• Stated task
Gather every line below where "this" appears.

[Pages as source code]
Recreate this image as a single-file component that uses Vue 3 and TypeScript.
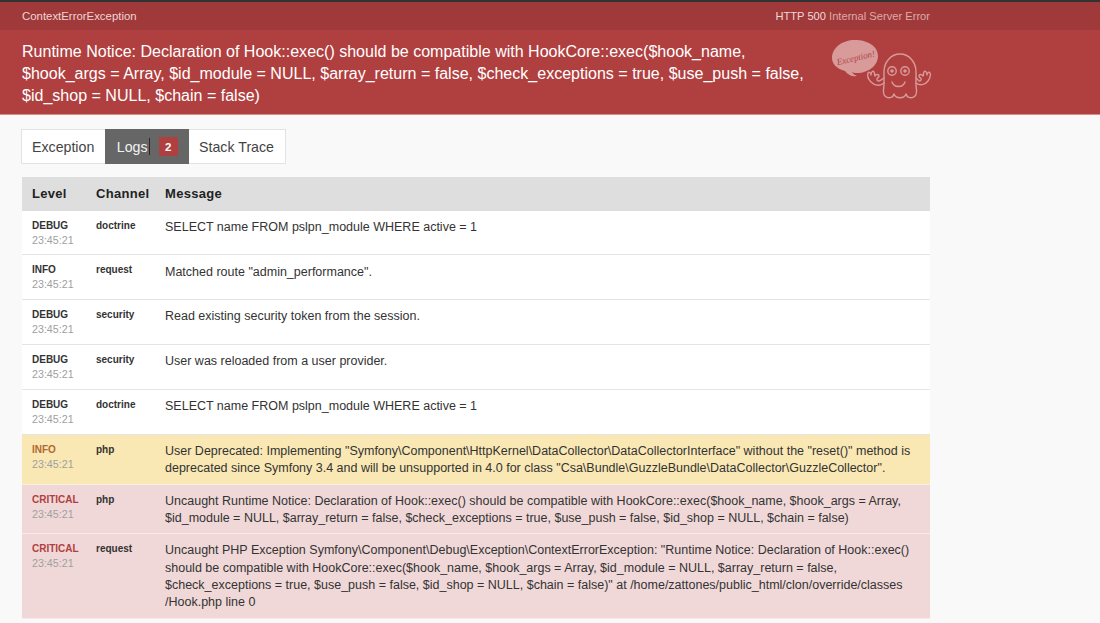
<script setup lang="ts">
interface LogRow {
  level: string
  time: string
  channel: string
  message: string[]
  kind: string
  height: number
}
const tabs = [
  { label: 'Exception', active: false, badge: '' },
  { label: 'Logs', active: true, badge: '2' },
  { label: 'Stack Trace', active: false, badge: '' },
]
const rows: LogRow[] = [
  { level: 'DEBUG', time: '23:45:21', channel: 'doctrine', message: ['SELECT name FROM pslpn_module WHERE active = 1'], kind: '', height: 44.8 },
  { level: 'INFO', time: '23:45:21', channel: 'request', message: ['Matched route "admin_performance".'], kind: '', height: 44.8 },
  { level: 'DEBUG', time: '23:45:21', channel: 'security', message: ['Read existing security token from the session.'], kind: '', height: 44.8 },
  { level: 'DEBUG', time: '23:45:21', channel: 'security', message: ['User was reloaded from a user provider.'], kind: '', height: 44.8 },
  { level: 'DEBUG', time: '23:45:21', channel: 'doctrine', message: ['SELECT name FROM pslpn_module WHERE active = 1'], kind: '', height: 44.8 },
  { level: 'INFO', time: '23:45:21', channel: 'php', message: ['User Deprecated: Implementing "Symfony\\Component\\HttpKernel\\DataCollector\\DataCollectorInterface" without the "reset()" method is', 'deprecated since Symfony 3.4 and will be unsupported in 4.0 for class "Csa\\Bundle\\GuzzleBundle\\DataCollector\\GuzzleCollector".'], kind: 'warn', height: 50 },
  { level: 'CRITICAL', time: '23:45:21', channel: 'php', message: ['Uncaught Runtime Notice: Declaration of Hook::exec() should be compatible with HookCore::exec($hook_name, $hook_args = Array,', '$id_module = NULL, $array_return = false, $check_exceptions = true, $use_push = false, $id_shop = NULL, $chain = false)'], kind: 'crit', height: 49.5 },
  { level: 'CRITICAL', time: '23:45:21', channel: 'request', message: ['Uncaught PHP Exception Symfony\\Component\\Debug\\Exception\\ContextErrorException: "Runtime Notice: Declaration of Hook::exec()', 'should be compatible with HookCore::exec($hook_name, $hook_args = Array, $id_module = NULL, $array_return = false,', '$check_exceptions = true, $use_push = false, $id_shop = NULL, $chain = false)" at /home/zattones/public_html/clon/override/classes', '/Hook.php line 0'], kind: 'crit', height: 85 },
]
</script>

<template>
  <div class="page">
    <div class="topbar">
      <span>ContextErrorException</span>
      <span class="status"><b>HTTP 500</b> Internal Server Error</span>
    </div>
    <header class="hero">
      <h1>Runtime Notice: Declaration of Hook::exec() should be compatible with HookCore::exec($hook_name,<br>$hook_args = Array, $id_module = NULL, $array_return = false, $check_exceptions = true, $use_push = false,<br>$id_shop = NULL, $chain = false)</h1>
      <svg class="ghost" width="102" height="62" viewBox="0 0 102 62" fill="none">
        <path d="M2 19C2 9 12 1 25 1c12 0 23 6 23 16 0 9-9 17-21 17-2 0-3 0-5-1 1 2 3 3 5 4-5 1-9-1-12-5C7 30 2 25 2 19Z" fill="#d99a9a"/>
        <text x="6" y="22" transform="rotate(-13 25 18)" font-family="Liberation Serif, serif" font-style="italic" font-size="9" fill="#b04646">Exception!</text>
        <g stroke="#d99a9a" stroke-width="1.4" stroke-linecap="round" stroke-linejoin="round">
          <path d="M54 45V33C54 23 61 15 70 15S86 23 86 33V45C86 50 88 54 85 57C82 60 77 59 76 55C74 60 66 60 64 55C63 59 58 60 55 57C52 54 54 50 54 45Z"/>
          <path d="M54 44C50 47 45 47 41 43C38 40 37 37 38 34C39 32 41 34 41 36C41 33 43 31 44 33C45 34 44 36 45 37C46 35 49 35 49 37C49 39 46 39 47 41C48 43 50 42 54 39"/>
          <path d="M86 44C90 47 95 46 98 42C100 39 101 36 100 34C99 32 97 34 97 36C97 33 95 31 94 33C93 34 94 36 93 37C92 35 89 35 89 37C89 39 92 39 91 41C90 43 89 42 86 39"/>
          <circle cx="62" cy="32" r="4.2"/>
          <circle cx="75" cy="32" r="4.2"/>
          <path d="M62 43C64 49 73 49 75 43"/>
        </g>
        <circle cx="62" cy="32" r="1.8" fill="#d99a9a"/>
        <circle cx="75" cy="32" r="1.8" fill="#d99a9a"/>
      </svg>
    </header>
    <main class="content">
      <nav class="tabs">
        <div v-for="tab in tabs" :key="tab.label" class="tab" :class="{ active: tab.active }">
          {{ tab.label }}<span v-if="tab.active" class="caret"></span><span v-if="tab.badge" class="badge">{{ tab.badge }}</span>
        </div>
      </nav>
      <div class="table">
        <div class="row head">
          <div class="c1">Level</div>
          <div class="c2">Channel</div>
          <div class="c3">Message</div>
        </div>
        <div
          v-for="(row, i) in rows"
          :key="i"
          class="row"
          :class="row.kind"
          :style="{ height: row.height + 'px' }"
        >
          <div class="c1 cell">
            <div class="level">{{ row.level }}</div>
            <div class="time">{{ row.time }}</div>
          </div>
          <div class="c2 channel">{{ row.channel }}</div>
          <div class="c3 msg">
            <div v-for="(line, j) in row.message" :key="j">{{ line }}</div>
          </div>
        </div>
      </div>
    </main>
  </div>
</template>

<style>
html, body { margin: 0; background: #f9f9f9; }
</style>

<style scoped>
.page {
  width: 1100px;
  height: 623px;
  overflow: hidden;
  background: #f9f9f9;
  font-family: "Liberation Sans", Arial, sans-serif;
  color: #222;
}
.topbar {
  box-sizing: border-box;
  height: 30px;
  border-top: 2px solid #333;
  background: #a03a3a;
  color: #f0d4d4;
  font-size: 11.4px;
  display: flex;
  justify-content: space-between;
  align-items: center;
  padding: 0 170px 0 22px;
}
.status { color: #dfa9a9; font-size: 11.15px; }
.status b { font-weight: 400; color: #f0d8d8; }
.hero {
  box-sizing: border-box;
  height: 85px;
  background: #b03f3f;
  color: #fff;
  padding: 10px 22px 0;
  position: relative;
  border-bottom: 1px solid #d98d8d;
}
h1 {
  margin: 0;
  font-size: 16.05px;
  font-weight: 400;
  line-height: 22px;
  white-space: nowrap;
}
.ghost { position: absolute; left: 830px; top: 9px; }
.content { padding: 14px 0 0 21px; }
.tabs {
  display: inline-flex;
  vertical-align: top;
  border: 1px solid #e3e3e3;
  background: #fff;
  height: 33px;
}
.tab {
  display: flex;
  align-items: center;
  padding: 0 10.5px 0 10px;
  font-size: 14.2px;
  color: #444;
}
.tab:last-child { padding: 0 11px 0 10.5px; }
.tab.active { background: #666; color: #f2f2f2; margin: -1px 0; padding: 0 11px 0 12px; }
.caret { width: 1px; height: 17px; background: #2a2a2a; margin-left: 1px; }
.badge {
  margin-left: 9px;
  width: 19px;
  height: 19px;
  background: #b03f3f;
  color: #fff;
  font-size: 11.5px;
  font-weight: 700;
  display: flex;
  align-items: center;
  justify-content: center;
}
.table { margin: 13px 0 0 1px; width: 908px; }
.row {
  box-sizing: border-box;
  display: flex;
  background: #fff;
  border-bottom: 1px solid #e4e4e4;
  font-size: 12.5px;
  line-height: 17.35px;
}
.row.head {
  height: 33.6px;
  background: #dedede;
  font-size: 13px;
  font-weight: 700;
  align-items: center;
  color: #222;
  border-bottom: 0;
  letter-spacing: 0.3px;
}
.row.warn { background: #f9e8b4; border-bottom-color: #f5f0e2; }
.row.crit { background: #f0d8d8; border-bottom-color: #f6eaea; }
.c1 { width: 64px; padding-left: 10px; box-sizing: border-box; flex: none; }
.c2 { width: 69px; padding-left: 10px; box-sizing: border-box; flex: none; }
.c3 { flex: 1; padding-left: 10px; }
.cell { padding-top: 7px; }
.level, .channel { font-size: 10px; font-weight: 700; color: #333; }
.channel { line-height: 15px; padding-top: 7px; }
.level { line-height: 15px; }
.time { font-size: 10.7px; line-height: 15px; color: #a0a0a0; }
.msg { padding-top: 8.2px; white-space: nowrap; color: #333; }
.warn .level { color: #b0682f; }
.crit .level { color: #b03f3f; }
</style>
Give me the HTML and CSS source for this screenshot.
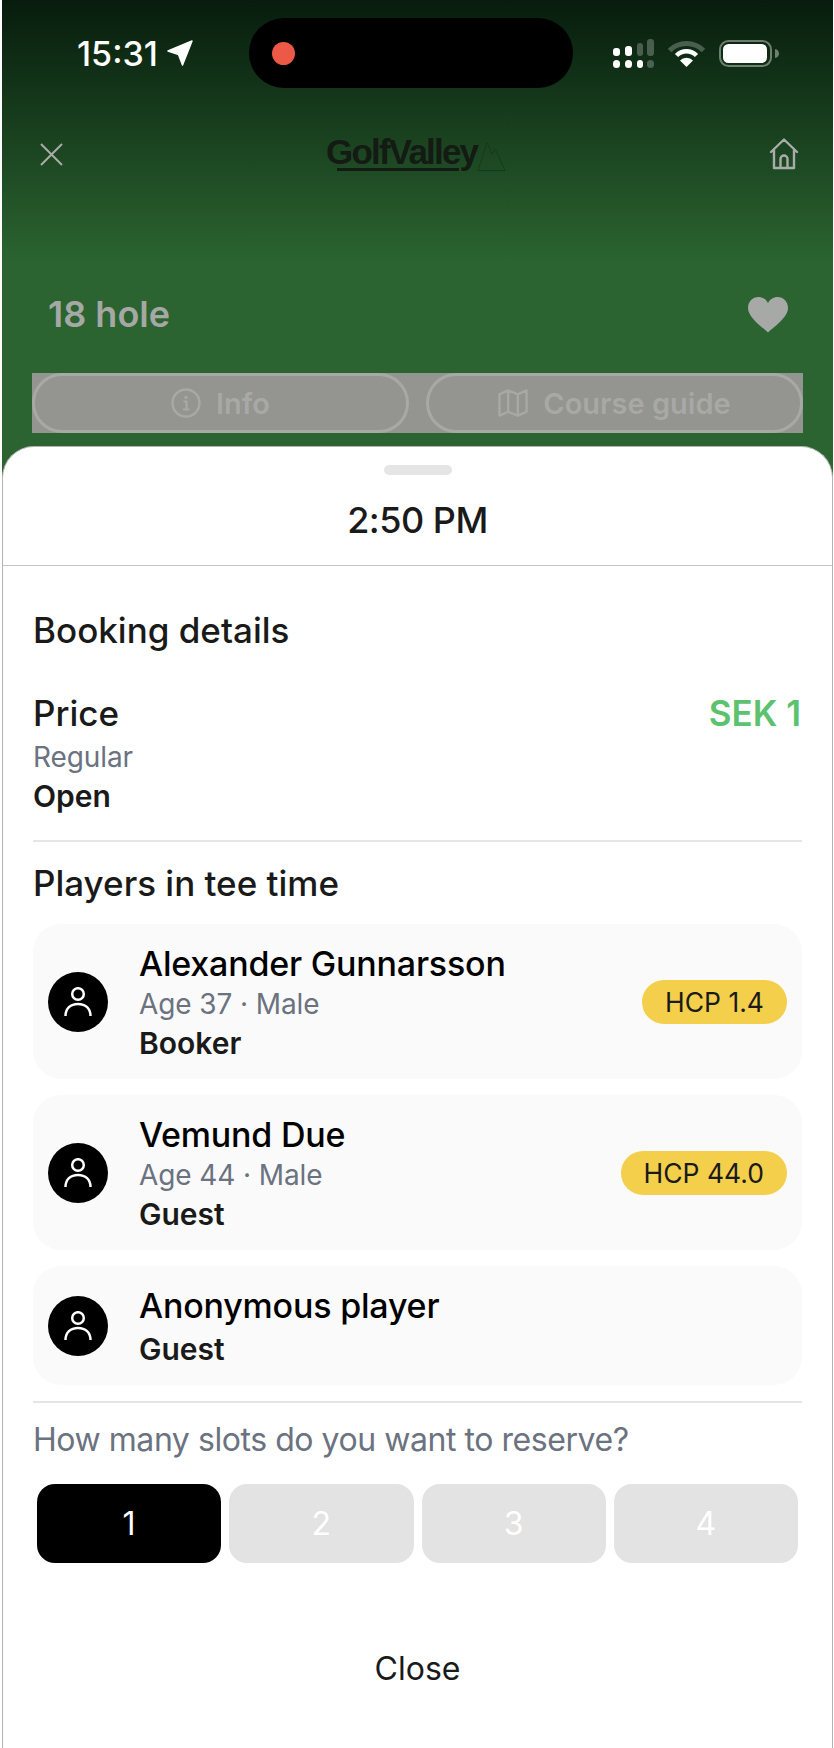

• Answer to the exercise
Recreate this image as a single-file component that uses Vue 3 and TypeScript.
Give me the HTML and CSS source for this screenshot.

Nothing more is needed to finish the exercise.